Finally, a project planner for students
Unit plan. Project plan. Week plan. Lesson plan. Minute plan. As teachers, sometimes it feels like all we do is PLAN. But for all professionals, it's the same. We're asked to manage our time, prioritize, organize, and initiate tasks. Why? So we can be our most productive selves. There are so many tools and resources in cyberspace to help teachers and other professionals plan. Entrepreneurs use a business model canvas, engineers use the design thinking process, scientists use the scientific method, and teachers have unit and lesson plan templates. We all use some form of model, blueprint, or roadmap to guide our plans.
Our schools are getting overwhelmed with buzzwords - agency, student-led, personalized, student-centered, voice, and choice - all emphasizing teachers to give students the opportunity to learn how to learn. But, the agency we all want our students to embrace has to start with a plan. Not a teacher's plan. A student's plan.
But, the agency we all want our students to embrace has to start with a plan. Not a teacher's plan. A student's plan.
So the question naturally follows, do our students have the tools they need to truly plan on their own? To be agents? To personalize their work? To make their voices and choices heard? As an entrepreneur, I frequently get asked what is on our company roadmap. We need to start asking our students what is on theirs. Spinndle's roadmaps guide students through projects without taking away their agency. Roadmaps address the what. Students see the full scope of a project and the milestones along the way. What do we start on? What's coming next? Roadmaps leave the how up to the students, providing them enough structure and flexibility to be self-sufficient. To plan.
We've put together a library of common project planning pieces, giving students the framework to think like designers, inventors, entrepreneurs, and problem-solvers. With our student planning tools, students can move through important thinking routines central to all student-led learning experiences like PBL, Passion Projects, Design Thinking, STEAM, Maker, and Capstone. What's more, the templates are fully interactive, so Spinndle captures all the iterations of a student's plans along the way.
A Project Planner for Students
First, help students identify their interests, hobbies, passions, goals they wish to pursue or challenges they want to address. What topic holds their interest the most?
Turn interest into a driving question. Help students develop an open-ended question that will hold their attention for a long period of time. Students generate a long list of Need to Know's to identify their gaps in knowledge. Students turn these NTK's into questions.
Now that students have determined a direction for their project that is both relevant and meaningful to them, it's time to organize their investigations. Students turn their driving question into guiding questions. Students then build their resources bank from there.

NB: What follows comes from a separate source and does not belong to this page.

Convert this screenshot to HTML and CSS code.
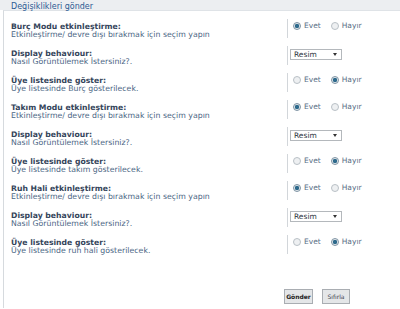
FILE: index.html
```html
<!DOCTYPE html>
<html>
<head>
<meta charset="utf-8">
<link rel="stylesheet" href="styles.css">
</head>
<body>
<div class="header">Değişiklikleri gönder</div>
<div class="panel">
  <div class="row">
    <div class="lbl"><div class="t">Burç Modu etkinleştirme:</div><div class="d">Etkinleştirme/ devre dışı bırakmak için seçim yapın</div></div>
    <div class="ctl"><span class="radio on"></span><span class="opt">Evet</span><span class="radio"></span><span class="opt">Hayır</span></div>
  </div>
  <div class="row">
    <div class="lbl"><div class="t">Display behaviour:</div><div class="d">Nasıl Görüntülemek İstersiniz?.</div></div>
    <div class="ctl sel"><span class="select"><span>Resim</span><span class="arrow"></span></span></div>
  </div>
  <div class="row">
    <div class="lbl"><div class="t">Üye listesinde göster:</div><div class="d">Üye listesinde Burç gösterilecek.</div></div>
    <div class="ctl"><span class="radio"></span><span class="opt">Evet</span><span class="radio on"></span><span class="opt">Hayır</span></div>
  </div>
  <div class="row">
    <div class="lbl"><div class="t">Takım Modu etkinleştirme:</div><div class="d">Etkinleştirme/ devre dışı bırakmak için seçim yapın</div></div>
    <div class="ctl"><span class="radio on"></span><span class="opt">Evet</span><span class="radio"></span><span class="opt">Hayır</span></div>
  </div>
  <div class="row">
    <div class="lbl"><div class="t">Display behaviour:</div><div class="d">Nasıl Görüntülemek İstersiniz?.</div></div>
    <div class="ctl sel"><span class="select"><span>Resim</span><span class="arrow"></span></span></div>
  </div>
  <div class="row">
    <div class="lbl"><div class="t">Üye listesinde göster:</div><div class="d">Üye listesinde takım gösterilecek.</div></div>
    <div class="ctl"><span class="radio"></span><span class="opt">Evet</span><span class="radio on"></span><span class="opt">Hayır</span></div>
  </div>
  <div class="row">
    <div class="lbl"><div class="t">Ruh Hali etkinleştirme:</div><div class="d">Etkinleştirme/ devre dışı bırakmak için seçim yapın</div></div>
    <div class="ctl"><span class="radio on"></span><span class="opt">Evet</span><span class="radio"></span><span class="opt">Hayır</span></div>
  </div>
  <div class="row">
    <div class="lbl"><div class="t">Display behaviour:</div><div class="d">Nasıl Görüntülemek İstersiniz?.</div></div>
    <div class="ctl sel"><span class="select"><span>Resim</span><span class="arrow"></span></span></div>
  </div>
  <div class="row">
    <div class="lbl"><div class="t">Üye listesinde göster:</div><div class="d">Üye listesinde ruh hali gösterilecek.</div></div>
    <div class="ctl"><span class="radio"></span><span class="opt">Evet</span><span class="radio on"></span><span class="opt">Hayır</span></div>
  </div>
  <div class="buttons">
    <span class="btn primary">Gönder</span>
    <span class="btn">Sıfırla</span>
  </div>
</div>
</body>
</html>
```
FILE: styles.css
```css
html, body {
  margin: 0;
  padding: 0;
  background: #ffffff;
  font-family: "DejaVu Sans", Verdana, sans-serif;
}
.header {
  height: 10px;
  line-height: 13px;
  padding-left: 11px;
  background: #eceef1;
  color: #2c5a93;
  font-size: 8px;
  white-space: nowrap;
}
.panel {
  margin-left: 3px;
  border-left: 1px solid #d6dade;
  border-top: 1px solid #dfe3e7;
  padding: 8px 0 0 7px;
  height: 298px;
  box-sizing: border-box;
}
.row {
  display: grid;
  grid-template-columns: 276px 1fr;
  height: 27px;
}
.lbl {
  padding-top: 3px;
}
.t {
  font-size: 7.7px;
  font-weight: bold;
  color: #34445a;
  line-height: 9px;
  white-space: nowrap;
}
.d {
  font-size: 7.8px;
  color: #4b6684;
  line-height: 8px;
  white-space: nowrap;
}
.ctl {
  height: 19px;
  border-left: 1px solid #d2d6da;
  display: flex;
  align-items: flex-start;
  padding: 2px 0 0 5px;
  box-sizing: border-box;
}
.ctl.sel {
  padding-left: 2px;
  padding-top: 3px;
}
.radio {
  width: 6px;
  height: 6px;
  border-radius: 50%;
  border: 1px solid #b9c0c6;
  background: #eef0f2;
  margin-top: 1px;
  box-sizing: content-box;
  flex: none;
}
.radio.on {
  border-color: #7e93a3;
  background: radial-gradient(circle, #2e6a8c 0 2px, #dfe6ea 2.3px);
}
.opt {
  font-size: 7.5px;
  color: #5a6f86;
  line-height: 9px;
  margin-left: 3px;
  margin-right: 10px;
}
.select {
  width: 44px;
  height: 9px;
  border: 1px solid #b4b8bc;
  background: #ffffff;
  display: flex;
  align-items: center;
  justify-content: space-between;
  padding: 0 3px 0 3px;
  box-sizing: content-box;
  font-size: 7.5px;
  color: #2d3540;
  line-height: 9px;
}
.select .arrow {
  width: 0;
  height: 0;
  border-left: 2px solid transparent;
  border-right: 2px solid transparent;
  border-top: 3px solid #333;
  margin-right: 1px;
}
.buttons {
  display: flex;
  gap: 9px;
  padding-left: 273px;
  margin-top: 27px;
}
.btn {
  height: 13px;
  line-height: 13px;
  border: 1px solid #a9adb2;
  background: #e4e6e8;
  font-size: 6px;
  color: #3b4450;
  text-align: center;
  white-space: nowrap;
}
.btn.primary {
  width: 27px;
  font-weight: bold;
  color: #222;
}
.btn:not(.primary) {
  width: 26px;
}
```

(Optional - For design thinking projects) Now that students have a list of resources (interview, survey, observations, websites, books, etc.) it is time to assemble a focus group, possible mentors, or audience. Who is affected? Who can help answer these questions?
(Optional - for design thinking projects) Students need to build more understanding of the topic or problem they are addressing. In order to build a greater understanding students can interview, observe, survey or research jobs, pains, keeps, gains.
(Optional - for design thinking projects) It's time to empathize. Students put themselves in the audience/end-users shoes to get a better feel of the problem or job to be done. Students go deeper in their learning and understanding when they take a more "hands-on" approach to their investigations.
Time to define the problem statement. Students put together all their investigations to determine the need or opportunity. Here is where they can determine the work to be done or create something new.
Ideate solutions! Students turn their problem statement into "How might we…" questions to spark innovation.
Are any of these ideas actually possible? Unique? Students seek feedback, test and sanity check their ideas.